Gas barrier properties of polymer/clay nanocomposites
RSC Advances Pub Date: 2015-07-20 DOI: 10.1039/C5RA10333A
Abstract
In the field of nanotechnology, polymer nanocomposites (PNCs) have attracted both academic and industrial interest due to their exceptional electrical, mechanical and permeability properties. In this review, we summarize the state-of-the-art progress on the use of platelet-shaped fillers for the gas barrier properties of PNCs. Layered silicate nanoclays (such as montmorillonite and kaolinite) appear to be the most promising nanoscale fillers. These exfoliated nanofillers are able to form individual platelets when dispersed in a polymer matrix. The nanoplatelets do not allow diffusion of small gases through them and are able to produce a tortuous path which works as a barrier structure for gases.

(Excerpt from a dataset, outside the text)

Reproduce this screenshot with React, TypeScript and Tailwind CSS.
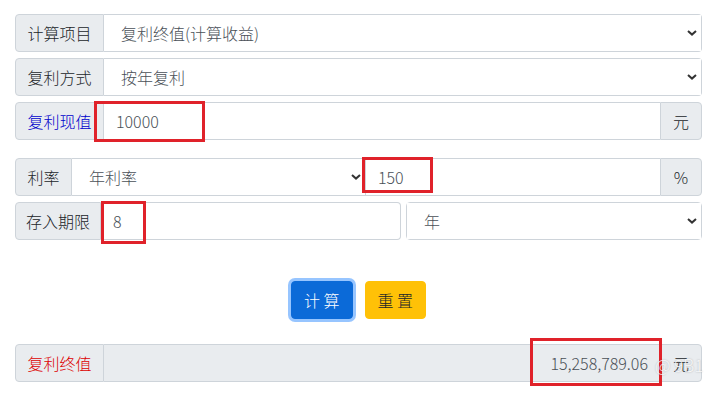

The utilization of clays in the fabrication of PNCs with different polymer matrices is explored. Most synthesis methods of clay-based PNCs are covered, including, solution blending, melt intercalation, in situ polymerization and latex compounding. The structure, preparation and gas barrier properties of PNCs are discussed in general along with detailed examples drawn from the scientific literature. Furthermore, details of mathematical modeling approaches/methods of gas barrier properties of PNCs are also presented and discussed.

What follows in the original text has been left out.